Le Bhoutan trace les sillons du bonheur
«L’agriculture intensive, basée sur l’utilisation de substances de synthèse, ne correspond pas à notre croyance bouddhiste, qui nous demande de vivre en harmonie avec la nature. Nous aimons que les insectes et les plantes soient heureux », avait déclaré, en 2012, Pema Gyamtsho, alors ministre de l’Agriculture du Bhoutan.
Nous aimons que les insectes et les plantes soient heureux.
Pour respecter ce droit au bonheur, le petit royaume avait annoncé son souhait de vivre d’une agriculture 100% biologique.
Après avoir appauvri les sols, à force d’utiliser, depuis les années 1960, des engrais et des pesticides synthétiques, les paysans Bhoutanais se sont engagés dans la transition agricole.

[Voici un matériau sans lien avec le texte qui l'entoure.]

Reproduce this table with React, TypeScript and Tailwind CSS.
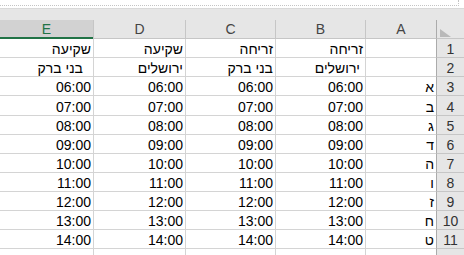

Le BNB, socle du développement
Enclavé entre la Chine et l’Inde, le pays, peuplé de 700 000 habitants, s’était déjà distingué en choisissant un modèle de développement fondé, non pas sur la mesure du produit national brut (PBN), mais sur celle du bonheur national brut (BNB).
Le Bhoutan pourrait bien devenir le premier Etat au monde 100% bio. Les paysans ont une longueur d’avance : d’après la Banque mondiale, ils n’utilisaient, en 2012, que 15 kilos d’intrants par hectare cultivé, contre 137 kilos pour la France.
Et grâce à sa géographie, entre plaines subtropicales au sud (situées à 200 mètres d’altitude) et montagnes au nord, le pays peut tout produire.
Pema Gyamtsho est aujourd’hui confiant : « Les agriculteurs savent maintenant que ces substances sont nocives pour la santé et l’environnement. De plus, nos surfaces agricoles ne se prêtent pas au développement d’une agriculture intensive, car elles ne mesurent, en moyenne, qu’un hectare et sont morcelées. Nous avons le potentiel pour devenir un exemple mondial. »
Le tout bio d’ici à 2025
Accéder à une alimentation durable demandera cependant du temps. « Je pense que notre pays pourrait parvenir au tout bio d’ici à 2025 », estime Sonam Tashi, maître de conférences au College of Natural Resources, à Punakha.
Et d’énumérer, parmi les défis à relever, le manque d’infrastructures permettant l’accès à l’eau ; les routes en mauvais état ; les ravages des animaux sauvages ; l’exode rural et le manque de main-d’œuvre à venir (l’agriculture emploie 60% de la population active) ou encore la concurrence avec l’importation, principalement indienne, d’aliments moins chers, alors que le Bhoutan vise l’autosuffisance alimentaire.
Concernant la distribution, en plus des marchés locaux, B-COOP shop, premier magasin estampillé bio et local, a ouvert ses portes en 2014, à Thimphou, la capitale, et offre aux coopératives de paysans un débouché supplémentaire.
L’harmonie avec la nature
Sur les contreforts de l’Himalaya, Yuden et Sangay Dorji cultivent leur potager aménagé en terrasses. Les souvenirs de ce couple sont durs comme la pierre : « A cause des produits chimiques, notre sol était devenu aussi dur et compact que les cailloux. »
Pour aider les paysans dans leur transition agricole, le ministère de l’Agriculture et des Forêts dispense gratuitement des formations : « On nous a conseillé d’utiliser du fumier pour nourrir le sol, alors on met de la fougère dans l’abri de notre vache (le mélange du végétal aux excréments de l’animal donne un fumier qui, transformé en compost, sera utilisé comme engrais naturel pour fertiliser les sols) précise Yuden.»
« Pour faire un insecticide biologique, on mélange de l’urine et du lait de vache qu’on dilue avec de l’eau. Le vinaigre extrait du bois de chêne est efficace pour lutter contre les maladies des plantes. Quant au désherbage, on le fait à la main. Depuis que l’on applique ces méthodes, le sol est tendre, facile à labourer. »
Et eux ont retrouvé le bonheur de travailler la terre.